Gordon (well, it had to be "Gordon" didn't it?) has travelled that ever so short distance from being bored to being boring, much to the chagrin of his wife, Helen, who is trying to read yet another piece of genre fiction to pass the time. The ice clinks in the G&T, the Costa Geriatrica sun beats down and the years drift one into the next.
Or so they both sorta thought, but Gordon meets Cath in a local bar and the younger woman, on the lookout for property and proper fun, whatthehells him into her room and sets off a tsunami of consequences in the beachside apartments.
If (and I confess I did find this a little difficult) you can leave behind the feeling that you're watching the pilot episode of a new six part sitcom starring Julie Walters and Bill Nighy , Adrian McLoughlin's first play is a lot of fun.
As Gordon, he has something of Ken Campbell's Essex timbre in his voice and, pleasingly, some of the old rogue's mannerisms too. McLoughlin's script and acting carefully constructs a character with whom men can empathise and women sympathise (there were genuine "ahs" around me as Gordon's world collapsed) without losing his essential monstrous dullness, so critical to the plot - as ever, internal consistency is vital in making comedy work.
Deborah Maclaren's Helen emerges from behind the inevitable oversized sunnies to trade verbal punches convincingly with Gordon and Cath, reining in what must have been a temptation to overact the part into caricature. Though the most er... pleasured of the three, her fiery sexuality is necessarily kept in check, making it just about believable that she stayed with Gordon for 20 years. All three actors need, and display, plenty of stagecraft to keep the farce credible.
Anneli Page's Cath takes a little more time to warm towards, but the pansexual prowler leaps into life the moment she jumps into bed. Page subtly shows that a life too full of excitement can lead to the same kind of boredom as a life emptied of it. She rounds off three nuanced, skilled and engaging performances, a delight to observe up close in this intimate theatre.
There are a few missteps along the way. Cath may be desperate for fun, but was she so desperate that she would go for Gordon? Did Gordon's swift resort to physical violence really fit his otherwise complacent, benign character? With pace so critical to comedy, why waste time with Helen's on-off lover on the end of a phone, a largely redundant character?

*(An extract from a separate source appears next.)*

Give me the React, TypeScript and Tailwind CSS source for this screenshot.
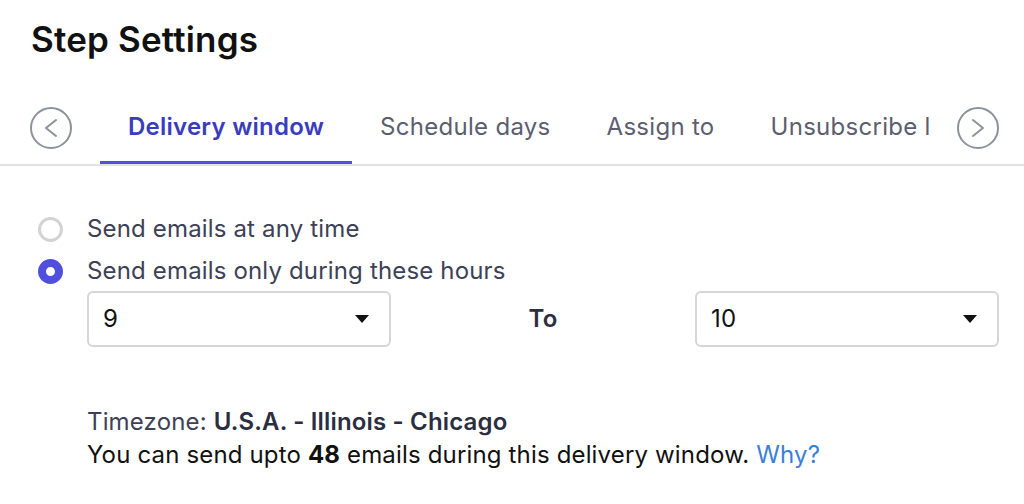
const tabs = ["Delivery window", "Schedule days", "Assign to", "Unsubscribe link"];

function CircleArrow({ dir }: { dir: "left" | "right" }) {
  return (
    <button className="w-[42px] h-[42px] shrink-0 rounded-full border-2 border-[#8e909c] flex items-center justify-center text-[#8e909c]">
      <svg width="20" height="22" viewBox="0 0 20 22" fill="none" stroke="currentColor" strokeWidth="2" strokeLinecap="round" strokeLinejoin="round">
        {dir === "left" ? <path d="M15 3 L5 11 L15 19" /> : <path d="M5 3 L15 11 L5 19" />}
      </svg>
    </button>
  );
}

function Select({ value }: { value: string }) {
  return (
    <div className="w-[304px] h-[56px] border-2 border-[#d6d6d6] rounded-[6px] flex items-center justify-between pl-[14px] pr-[20px] text-[24px] text-[#111]">
      <span>{value}</span>
      <svg width="14" height="8" viewBox="0 0 14 8">
        <path d="M0 0 L14 0 L7 8 Z" fill="#111" />
      </svg>
    </div>
  );
}

export default function App() {
  return (
    <div className="w-[1024px] h-[504px] bg-white overflow-hidden tracking-[0.01em]" style={{ fontFamily: "Inter, 'Noto Sans', sans-serif" }}>
      <h1 className="pl-[31px] pt-[17px] text-[35px] leading-[44px] font-semibold text-[#111] tracking-[0.005em]">Step Settings</h1>

      {/* Tabs */}
      <div className="mt-[31px] border-b-2 border-[#e2e2e4] flex items-center pl-[30px] pr-[25px] h-[74px]">
        <CircleArrow dir="left" />
        <div className="flex-1 flex overflow-hidden ml-[28px] mr-[26px] self-stretch">
          {tabs.map((t, i) => (
            <div
              key={t}
              className={`px-[28px] flex items-center whitespace-nowrap text-[24px] border-b-[3px] ${
                i === 0
                  ? "border-[#4f4fe0] text-[#3a3cc0] font-semibold tracking-[0.01em]"
                  : "border-transparent text-[#5b5e6e] tracking-[0.012em]"
              }`}
            >
              {t}
            </div>
          ))}
        </div>
        <CircleArrow dir="right" />
      </div>

      {/* Radios */}
      <div className="pl-[38px] pt-[51px] flex flex-col gap-[18px]">
        <label className="flex items-center gap-[24px] h-[24px]">
          <span className="w-[25px] h-[25px] rounded-full border-[3px] border-[#d3d3d3] shrink-0" />
          <span className="text-[24px] leading-[24px] text-[#3d4156]">Send emails at any time</span>
        </label>
        <label className="flex items-center gap-[24px] h-[24px]">
          <span className="w-[25px] h-[25px] rounded-full border-[8px] border-[#5150de] bg-white shrink-0" />
          <span className="text-[24px] leading-[24px] text-[#3d4156]">Send emails only during these hours</span>
        </label>
      </div>

      <div className="pl-[87px] pr-[25px] mt-[8px] flex items-center">
        <Select value="9" />
        <div className="flex-1 flex justify-center text-[24px] font-semibold text-[#2b2e40]">To</div>
        <Select value="10" />
      </div>

      <div className="pl-[87px] mt-[58px] text-[24px] leading-[33px]">
        <div className="text-[#3d4156]">
          Timezone: <span className="font-semibold text-[#2b2e40]">U.S.A. - Illinois - Chicago</span>
        </div>
        <div className="text-[#111]">
          You can send upto <span className="font-bold">48</span> emails during this delivery window.{" "}
          <a className="text-[#3b7fd9]">Why?</a>
        </div>
      </div>
    </div>
  );
}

But comedy is devilishly difficult to get right and notoriously subjective in its reception, so such criticisms can be passed over in a play that gets plenty of laughs based on a script full of things I've said and heard. It should be noted too and that this Vital Signs Productions show places middle aged Brits at the centre of the action, rather than barely post-teen American characters, of whom one sees rather too many of on the London stage.
Delivered all-through in 90 minutes, it's even user-friendly for the ageing bladder...
The Golden F**king Years continues at the Jack Studio Theatre until 28 April.